1. Field of the Invention
The present invention relates to a voltage converter and a method of converting a voltage, and more particularly, to a high-speed and low-power voltage level converter circuit and method for performing the same.
2. Description of the Relate Art
Power consumption may be an issue for portable electronic systems. In CMOS circuits, it is known that the power consumption is proportional to the square of a supply voltage. With a quadratic relationship to power, lowering voltage offers an effective way of reducing power consumption. However, a penalty of lowering voltage may be increased propagation delay.
Conventional techniques to reduce supply voltage without degrading the performance are available. To achieve high-speed operation and/or low-power consumption, a multiple supply voltage (MSV) is frequently used. In MSV, however, a current flowing directly from the applied voltage source to ground may consume undesirable power for low power applications. A DC current flowing from the supply voltage to the ground voltage may consume relatively high amounts of power, while also increasing the propagation time of the circuit. To remove undesirable power consumption, level converters may be placed between logic circuits.

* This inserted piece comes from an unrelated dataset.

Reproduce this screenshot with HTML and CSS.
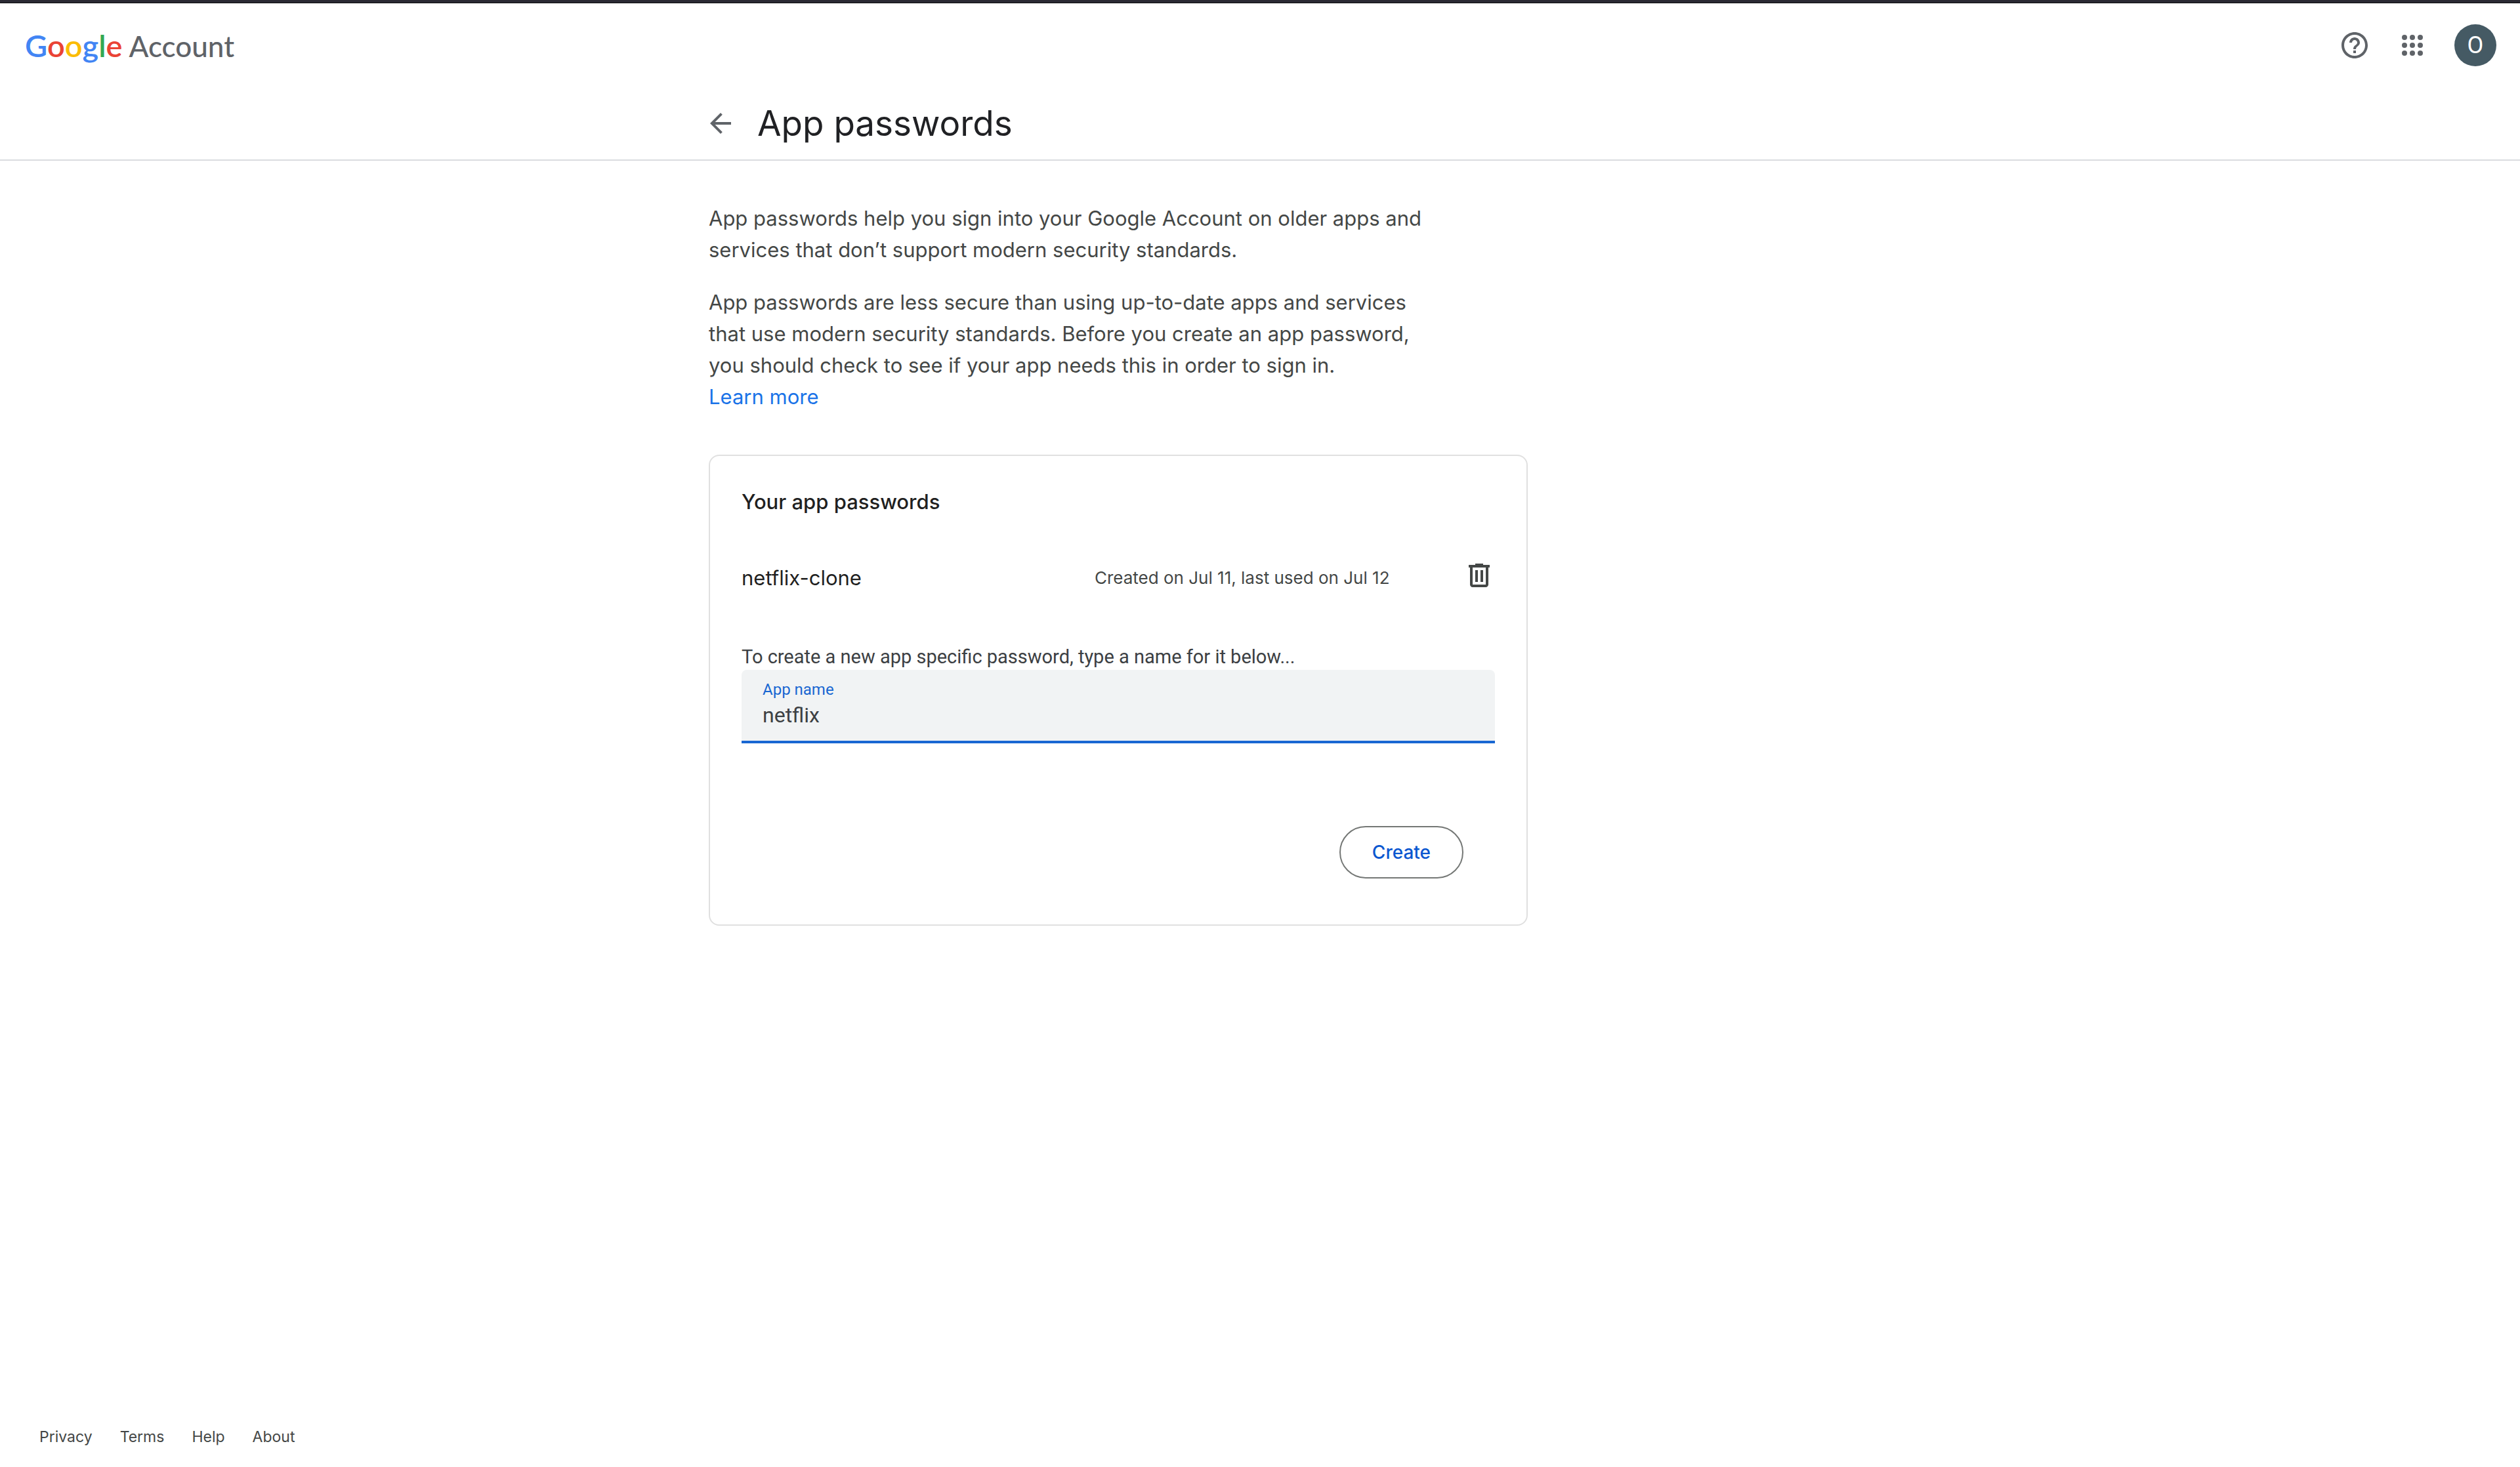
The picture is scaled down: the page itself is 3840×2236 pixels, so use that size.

One example of a conventional method is depicted in FIG. 1. FIG. 1 illustrates a conventional buffer-type level converter (BTLC). Upon transition of an input signal IN from a high level to a low level, an NMOS transistor MN1 is turned off and a voltage node N1 is discharged through an NMOS transistor MN2, causing a PMOS transistor MP1 to turn on. While the node N1 voltage is discharged through the NMOS transistor MN2, a PMOS transistor MP2 is turned on by an output signal OUT supplying a current to the node N1. The PMOS transistor MP2 is turned on until the output signal OUT is sufficiently increased to a high level. Thus, there exists a DC path IDC from a supply voltage VDDH to the input node N1 through the NMOS transistor MN2.
This results in an increase in transition delay of the output signal OUT. This phenomenon may become more serious as a supply voltage VDDL is lowered because a gate-source voltage of the NMOS transistor MN2 is decreased. As the gate-source voltage of the transistor MN2 is decreased, the amount of current flowing via the NMOS transistor MN2 is decreased. This increases the transition delay of the output signal OUT, with the existence of a DC path.
Another example of a conventional method is depicted in FIG. 2. FIG. 2 illustrates a conventional dual cascade voltage switch (DCVS). When an input signal IN is at a low level, node N11 is a low level and node N12 is at a high level. In this condition, when the input signal IN has a low-to-high transition, an NMOS transistor MN12 is turned on and discharges a voltage of the node N12 to a ground voltage. At this time, since a PMOS transistor MP12 is turned on, a DC path is formed between a supply voltage VDDH and a ground voltage. Likewise, when the input signal IN has a high-to-low transition, an NMOS transistor MN11 is turned on, discharging a voltage of the node N11 to a ground voltage. At this time also, since a PMOS transistor MP11 is turned on, a DC path is formed between a supply voltage VDDH and a ground voltage.
This also results in an increase in transition delay of the output signal OUT. This phenomenon may become more serious as a supply voltage VDDL is lowered because a gate-source voltage of the NMOS transistor MN11 is decreased. As the gate-source voltage of the transistor MN11 is decreased, the amount of current flowing via the NMOS transistor MN11 is decreased. This increases the transition delay of the output signal OUT, with the existence of a DC path.
Another example of a conventional method is depicted in FIG. 3. FIG. 3 illustrates a conventional symmetrical dual cascade voltage switch (SDCVS).
The SDCVS in FIG. 3 may be used to reduce transition delay of the DCVS of FIG. 2. This may be accomplished by adding NMOS transistors MN13 and MN14 to turn off the PMOS transistor MP11 or MP12 more quickly at a transition of the input signal IN. However similar to the converter circuit in FIG. 2, the converter circuit in FIG. 3 suffers from DC path problems.
As set forth above conventional converter circuits, such as the BLTC, DCVS and SDCVS circuits described above, have a problem that a transition delay of an output signal becomes longer due to a DC path, or in other words, undesirable power consumption is increased.